The Pratchett quote also seems to be about as close as we come to a criticism of chaos or fractals. I was hoping for a long list of quotes, at least one of which would have someone kvetching about it being some sort of abomination, but nothing so far. Any suggestions?

Tuesday, October 17, 2006

Algebra Exams

Grading Algebra exams* a few weeks back left me with the conclusion that my students don't understand functions.

For example, they are given that f(x) = sqrt(x) (i.e., "square root of x"; no square root symbols on this keyboard) and that g(x) = x + 1. When asked to find the domain of (f+g)(x), the two most popular answers are "all real numbers" and "sqrt(x)". The following are answers to the domain of the composition f(g(x)):
• all real numbers
• all real numbers except x = -1
• (sqrt(x))(x + 1)(x)
• {f < x < g}
• I don't know what I'm doing.
The last answer I can't really argue with. Should I give that a point?

Now, almost two weeks later, I gave the students a bonus quiz as an opportunity to make back some points. After having notice for some time that the quiz would cover the same material they bombed on the test, I'm not sure I see evidence that most students did any better on the quiz. In fact, I saw pretty much the same answers on the quiz.

I'm told that the failure rate for this course is somewhat high, so it seems my results are not atypical. But it leaves me wondering: What goes through the minds of my students? How are they studying? Do they think it's working?
---
*Yes, this is a somewhat math-y post. If you didn't take/don't remember algebra, you may not know why I find these answers funny.

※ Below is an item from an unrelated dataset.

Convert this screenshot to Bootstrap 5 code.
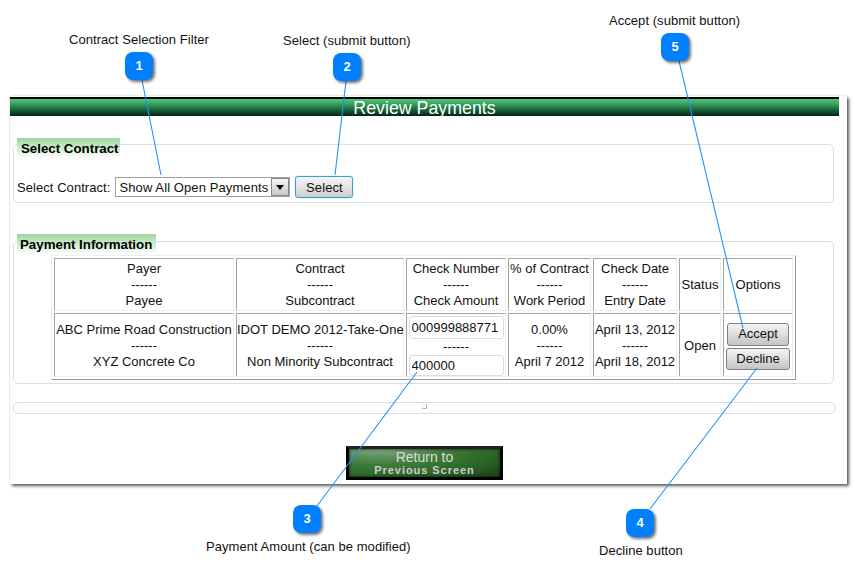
<!DOCTYPE html>
<html lang="en"><head><meta charset="utf-8"><title>Review Payments</title>
<link rel="stylesheet" href="https://cdn.jsdelivr.net/npm/bootstrap@5.3.0/dist/css/bootstrap.min.css">
<style>
html,body{background:#fff;margin:0;overflow:hidden}
body{font-family:"Liberation Sans",Arial,sans-serif;font-size:13px;color:#111;line-height:16px}
.stage{position:relative;width:855px;height:574px;padding:96px 0 0 10px}
.panel-main{width:837px;height:388px;background:#fff;box-shadow:2px 2px 3px rgba(0,0,0,.65),0 0 1px rgba(0,0,0,.25);padding-top:1px}
.hdr{width:829px;height:19px;border-top:2px solid #000;background:linear-gradient(#52c47c 0,#3ba862 25%,#1a6a3c 60%,#022414 100%);color:#fff;text-align:center;font-size:17.8px;line-height:18px}
.grp{margin:0 0 0 3px;width:821px;border:1px solid #d5deea;border-radius:5px;padding:0 3px;min-width:0}
.grp-a{margin-top:18px;height:69px}
.grp-b{margin-top:28px;height:153px}
.grp legend{position:relative;top:3px;float:none;width:auto;margin:3px 0 0 0;padding:0 4px;font-size:13.3px;font-weight:700;line-height:22px;height:20px;white-space:nowrap;background:linear-gradient(#9dd69d,#fff);color:#000}
.grp-a legend{width:103px;top:4px}
.grp-b legend{width:139px;padding:0 3px}
.sel-row{margin-top:22px}
.lbl-sel{margin-right:5px;letter-spacing:.06px;padding-top:1px}
.sel-wrap{position:relative;width:175px;height:20px}
.sel-native{width:175px;height:20px;appearance:none;border:1px solid #a0a0a0;border-right:2px solid #a0a0a0;outline:0;background:#fff;padding:1px 0 0 3px;font:13px/16px "Liberation Sans",Arial,sans-serif;letter-spacing:.1px;color:#111;border-radius:0}
.sel-arrow{position:absolute;right:1px;top:1px;width:18px;height:18px;background:linear-gradient(#f5f5f5,#c8c8c8);border:1px solid #8a8a8a;pointer-events:none}
.sel-arrow::after{content:"";position:absolute;left:4px;top:6px;border:4px solid transparent;border-top:5px solid #000;border-bottom:0}
.btn-sel{width:58px;height:22px;margin-left:5px;padding:1px 0 0;border:1px solid #3d9fd0;box-shadow:0 0 1px #3d9fd0;border-radius:3px;background:linear-gradient(#f6f6f6,#cfcfcf);font-size:13px;letter-spacing:.1px;line-height:18px;color:#111}
.btn-act{display:block;padding:0;margin:0 auto;border:1px solid #808080;border-radius:3px;background:linear-gradient(#f4f4f4,#c4c4c4);font-size:13px;line-height:16px;height:23px;color:#111}
.btn-act+.btn-act{margin-top:2px;height:22px}
.pay-tbl{border-collapse:separate;border-spacing:2px;border:1px solid;border-color:#eee #9a9a9a #9a9a9a #eee;margin:4px 0 0 34px;table-layout:fixed;width:745px;height:124px}
.pay-tbl td{border:1px solid;border-color:#a4a4a4 #eee #eee #a4a4a4;text-align:center;vertical-align:middle;padding:1px 0 0;white-space:nowrap;line-height:16px;color:#111}
.pay-tbl td.cell-inp{padding:1px 0 0}
.pay-tbl .row-b td{padding-top:2px}
.pay-input{display:block;width:95px;margin:0 auto;padding:0 2px;font-size:13px;line-height:16px;border:1px solid #ddd;border-radius:3px;color:#111;background:#fff;box-shadow:none;min-height:0}
.inp-a{height:23px}
.inp-b{height:21px}
.bar-thin{margin:18px 0 0 3px;width:823px;height:12px;border:1px solid #d5deea;border-radius:5px;position:relative}
.bar-grip{position:absolute;left:408px;top:1px;width:5px;height:5px;border:1px solid #bbb;border-top:0;border-left:0;box-shadow:inset 1px 1px 0 #eee}
.ret-wrap{margin-top:32px}
.ret-btn{display:block;margin:0 0 0 336px;width:157px;height:34px;border:3px solid #000;border-top-color:#222;background:radial-gradient(ellipse at 20% 0,#7fa87f 0,#3f7a3a 40%,#2c6a28 65%,#1c3f18 100%);color:#ddd;text-align:center;padding:0;box-shadow:inset 0 0 3px #111;border-radius:0}
.ret-1{display:block;font-size:14px;line-height:13px;padding-top:1px}
.ret-2{display:block;font-size:11px;line-height:12px;letter-spacing:.95px;font-weight:700;color:#ccc}
.cap{position:absolute;white-space:nowrap;font-size:13px;letter-spacing:.05px;line-height:14px;color:#111}
.pin{position:absolute;width:28px;height:28px;border-radius:8px;background:#007fff;color:#fff;font-size:13px;font-weight:700;line-height:28px;text-align:center;box-shadow:2px 2px 3px rgba(0,0,0,.55)}
.wires{position:absolute;left:0;top:0;pointer-events:none}
</style></head><body>
<div class="stage">
  <div class="panel-main">
    <div class="hdr">Review Payments</div>
    <fieldset class="grp grp-a">
      <legend>Select Contract</legend>
      <div class="d-flex align-items-center sel-row">
        <span class="lbl-sel">Select Contract:</span>
        <div class="sel-wrap"><select class="sel-native"><option>Show All Open Payments</option></select><span class="sel-arrow"></span></div>
        <button type="button" class="btn btn-sel">Select</button>
      </div>
    </fieldset>
    <fieldset class="grp grp-b">
      <legend>Payment Information</legend>
      <table class="pay-tbl">
        <colgroup><col style="width:180px"><col style="width:168px"><col style="width:100px"><col style="width:83px"><col style="width:84px"><col style="width:42px"><col></colgroup>
        <tr style="height:53px">
          <td>Payer<br>------<br>Payee</td><td>Contract<br>------<br>Subcontract</td><td>Check Number<br>------<br>Check Amount</td><td>% of Contract<br>------<br>Work Period</td><td>Check Date<br>------<br>Entry Date</td><td>Status</td><td>Options</td>
        </tr>
        <tr class="row-b">
          <td>ABC Prime Road Construction<br>------<br>XYZ Concrete Co</td>
          <td>IDOT DEMO 2012-Take-One<br>------<br>Non Minority Subcontract</td>
          <td class="cell-inp"><input class="form-control pay-input inp-a" value="000999888771"><div>------</div><input class="form-control pay-input inp-b" value="400000"></td>
          <td>0.00%<br>------<br>April 7 2012</td>
          <td>April 13, 2012<br>------<br>April 18, 2012</td>
          <td>Open</td>
          <td class="cell-inp"><button type="button" class="btn btn-act" style="width:62px">Accept</button><button type="button" class="btn btn-act" style="width:64px">Decline</button></td>
        </tr>
      </table>
    </fieldset>
    <div class="bar-thin"><span class="bar-grip"></span></div>
    <div class="ret-wrap"><button type="button" class="btn ret-btn"><span class="ret-1">Return to</span><span class="ret-2">Previous Screen</span></button></div>
  </div>
  <svg class="wires" width="855" height="574" fill="none" stroke="#2a8fff" stroke-width="1.1">
    <path d="M142 80 161 175M346 81 335 175M679 61 743 328M317 506 417 372M650 509 757 368"/>
  </svg>
  <span class="cap" style="left:69px;top:33px">Contract Selection Filter</span>
  <span class="cap" style="left:283px;top:34px">Select (submit button)</span>
  <span class="cap" style="left:609px;top:14px">Accept (submit button)</span>
  <span class="cap" style="left:206px;top:540px">Payment Amount (can be modified)</span>
  <span class="cap" style="left:599px;top:544px">Decline button</span>
  <span class="pin" style="left:125px;top:52px">1</span>
  <span class="pin" style="left:333px;top:53px">2</span>
  <span class="pin" style="left:293px;top:505px">3</span>
  <span class="pin" style="left:626px;top:509px">4</span>
  <span class="pin" style="left:661px;top:33px">5</span>
</div>
</body></html>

Thursday, October 12, 2006

Longevity Advice from the First Emperor of China

I recently saw an interesting documentary on the first emperor of China. (Which refers to the man who originally unified all the different parts of China. "Unified" being a euphemism for "conquer", or in other words, kill everyone who says you don't get to be Grand High Poo-Bah.) He's responsible for both the Great Wall and the famous terra-cotta warriors, which were set to guard him in the afterlife from all the enemies he made from doing all that "unifying". (Does that make him a "uniter", not a "divider"?)

Interesting thing is, while his tomb was being built, he apparently decided he'd rather just stay in this life, and was in search of immortality. While he searched, he wanted to at least prolong his life as long as possible. Advice from his doctors? Have a lot of sex and eat a lot of mercury. There doesn't seem to be any evidence that the doctors were secretly trying to kill him, either.

What strikes me is this: What will people in 2000 years think of our longevity advice? You know, all this stuff like "exercise", "eat lots of vegetables and fiber", "avoid sugar, salt and fat", etc. What if this is all considered just as ridiculous someday? Who wants to take a risk like that?

Think I'll have a pizza for dinner.

Friday, October 06, 2006

In how many ways can you teach permutations and combinations?

I think I've discovered that over the past week and a half. But after about four days spent on permutations and combinations with my elementary ed class, today they got it.

We've talked about choosing the first item and the second and the third, and so on. We've done examples and written down lists of choices. We've played with reorganizing manipulatives in different ways. We've used formulas and related these to the ideas we've already discussed. And we've done so many problems I've mostly run out of problems to assign from the textbook. (There weren't all that many to begin with, 'though.)

But on Friday, they understood. We checked the homework, we discussed how to lay down groups of different colored markers in a row, and we even discussed how you could count the number of possible ways to get five heads and five tails when you flip ten coins. And they got it. Very few people said "I don't understand." Hardly anyone asked "Why did you divide by ___?" I could have sung when I left the room. I think I did.

The only thing that worries me: As we get ready to move into geometry, do I have four days on perimeter and area to look forward to?

Of course, this was all Friday. Today, we did a few more examples, and these were a little weaker. Oh well; on to geometry.